Industry observers say the government’s faltering attempts to restrict cryptocurrency investment have created uncertainty and misunderstanding among all parties involved in the trade, and that clearly defined regulations must be put in place.
“The government still doesn’t want its people to be involved in cryptocurrencies,” said Oh Mun-sung, a professor at Hanyang Women’s University and chairman of the Korean Tax Policy Association, in an interview with Forkast.News.” Taking into account how other countries in the world are doing, the government should focus on acknowledging cryptocurrency as a legitimate asset and building an environment that can minimize the negative consequences of cryptocurrencies before prohibiting individuals from engaging with them.”

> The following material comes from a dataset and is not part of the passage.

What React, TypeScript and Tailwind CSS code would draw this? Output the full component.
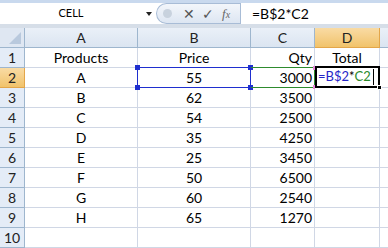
import React from 'react';

const ROWS = [
  ['Products', 'Price', 'Qty', 'Total'],
  ['A', '55', '3000', ''],
  ['B', '62', '3500', ''],
  ['C', '54', '2500', ''],
  ['D', '35', '4250', ''],
  ['E', '25', '3450', ''],
  ['F', '50', '6500', ''],
  ['G', '60', '2540', ''],
  ['H', '65', '1270', ''],
  ['', '', '', ''],
];

const font = { fontFamily: 'Lato, "Liberation Sans", sans-serif' };

const Handle = ({ className }: { className: string }) => (
  <div className={`absolute w-[5px] h-[5px] ${className}`} />
);

const FormulaBar = () => (
  <div className="h-[28px] flex flex-col bg-[#c9d9ee]">
    <div className="h-[3px]" />
    <div className="h-[21px] flex bg-white">
      <div className="w-[156px] flex items-center relative">
        <span className="flex-1 text-center text-[11px] text-black pr-[14px]">CELL</span>
        <span className="absolute left-[146px] top-[9px] w-0 h-0 border-l-[3px] border-r-[3px] border-t-[4px] border-l-transparent border-r-transparent border-t-[#222]" />
      </div>
      <div className="w-[84px] flex items-center bg-gradient-to-b from-[#f3f6fb] to-[#dde6f2] rounded-l-[11px] border border-[#a8bcd6] border-r-0">
        <span className="ml-[6px] w-[9px] h-[9px] rounded-full bg-[#c8d2de]" />
        <span className="ml-[11px] text-[14px] text-[#555]">✕</span>
        <span className="ml-[7px] text-[14px] text-[#555]">✓</span>
        <span className="ml-[8px] text-[13px] italic text-[#666]" style={{ fontFamily: '"Liberation Serif", serif' }}>
          f<span className="text-[10px]">x</span>
        </span>
      </div>
      <div className="flex-1 flex items-center border-l border-[#a8bcd6] pl-[11px] text-[14px] text-black">=B$2*C2</div>
    </div>
    <div className="h-[4px] bg-[#d6dee8]" />
  </div>
);

const colW = ['w-[113px]', 'w-[113px]', 'w-[64px]', 'w-[65px]'];
const align = ['justify-center', 'justify-center', 'justify-end pr-[2px]', 'justify-center'];

export default function App() {
  return (
    <div className="w-[388px] h-[248px] overflow-hidden bg-white relative" style={font}>
      <FormulaBar />
      <div className="flex h-[20px]">
        <div className="w-[25px] border-r border-b border-[#9eb6ce] bg-[#dfe7f2] relative">
          <svg className="absolute right-[3px] bottom-[3px]" width="12" height="12"><polygon points="12,0 12,12 0,12" fill="#b9c9dd" /></svg>
        </div>
        {['A', 'B', 'C', 'D'].map((c, i) => (
          <div
            key={c}
            className={`${colW[i]} flex items-center justify-center border-r border-b text-[14px] ${
              c === 'D'
                ? 'bg-gradient-to-b from-[#f9dba4] to-[#f1c36a] border-[#e3a64a] text-[#222]'
                : 'bg-gradient-to-b from-[#eaf0f8] to-[#dbe5f1] border-[#9eb6ce] text-[#222]'
            }`}
          >
            {c}
          </div>
        ))}
        <div className="flex-1 border-b border-[#9eb6ce] bg-gradient-to-b from-[#eaf0f8] to-[#dbe5f1]" />
      </div>
      {ROWS.map((r, ri) => (
        <div key={ri} className="flex h-[20px]">
          <div
            className={`w-[25px] flex items-center justify-center border-r border-b text-[14px] ${
              ri === 1
                ? 'bg-gradient-to-b from-[#f9dba4] to-[#f1c36a] border-[#e3a64a] text-[#222]'
                : 'bg-[#e4ecf7] border-[#9eb6ce] text-[#222]'
            }`}
          >
            {ri + 1}
          </div>
          {r.map((v, ci) => (
            <div
              key={ci}
              className={`${colW[ci]} flex items-center ${align[ci]} border-r border-b border-[#d0d7e5] text-[14px] text-black`}
            >
              {v}
            </div>
          ))}
          <div className="flex-1 border-b border-[#d0d7e5]" />
        </div>
      ))}

      {/* B2 reference box */}
      <div className="absolute left-[137px] top-[67px] w-[114px] h-[21px] border border-[#1f2fcf]" />
      <Handle className="left-[135px] top-[65px] bg-[#1f2fcf]" />
      <Handle className="left-[135px] top-[85px] bg-[#1f2fcf]" />
      <Handle className="left-[248px] top-[65px] bg-[#1f2fcf]" />
      <Handle className="left-[248px] top-[85px] bg-[#1f2fcf]" />
      {/* C2 reference box */}
      <div className="absolute left-[251px] top-[67px] w-[64px] h-[21px] border border-[#2e8b2e] border-l-0" />
      <div className="absolute left-[313px] top-[66px] w-[2px] h-[4px] bg-[#e58ad8]" />
      <div className="absolute left-[313px] top-[85px] w-[2px] h-[4px] bg-[#e58ad8]" />
      {/* D2 active cell */}
      <div className="absolute left-[315px] top-[66px] w-[65px] h-[22px] border-2 border-black bg-white flex items-center pl-[1px] text-[13px]">
        <span className="text-[#2525c8]">=B$2</span>
        <span className="text-black">*</span>
        <span className="text-[#2a8a2a]">C2</span>
        <span className="ml-[2px] w-px h-[16px] bg-black" />
      </div>
      <div className="absolute left-[377px] top-[85px] w-[5px] h-[5px] bg-black border border-white" />
    </div>
  );
}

It currently appears unlikely that the hasty clampdown on the police force, which depends on individual officers’ willingness to disclose their personal financial affairs, will prevent them from engaging in speculative cryptocurrency investment, as the more determined investors among them can be relied upon to skirt the rules.
And any similar plan designed to keep other civil servants out of crypto investment likewise appears to stand a limited chance of success.
If South Korea aims to keep pace with other nations in the cryptocurrency space, its government may find it more effective to draft clear and concise rules to govern the sector and protect retail investors from predation and fraud by those parties whose activities make cryptos such a volatile asset class, rather than simply seeking to cloister members of its civil service.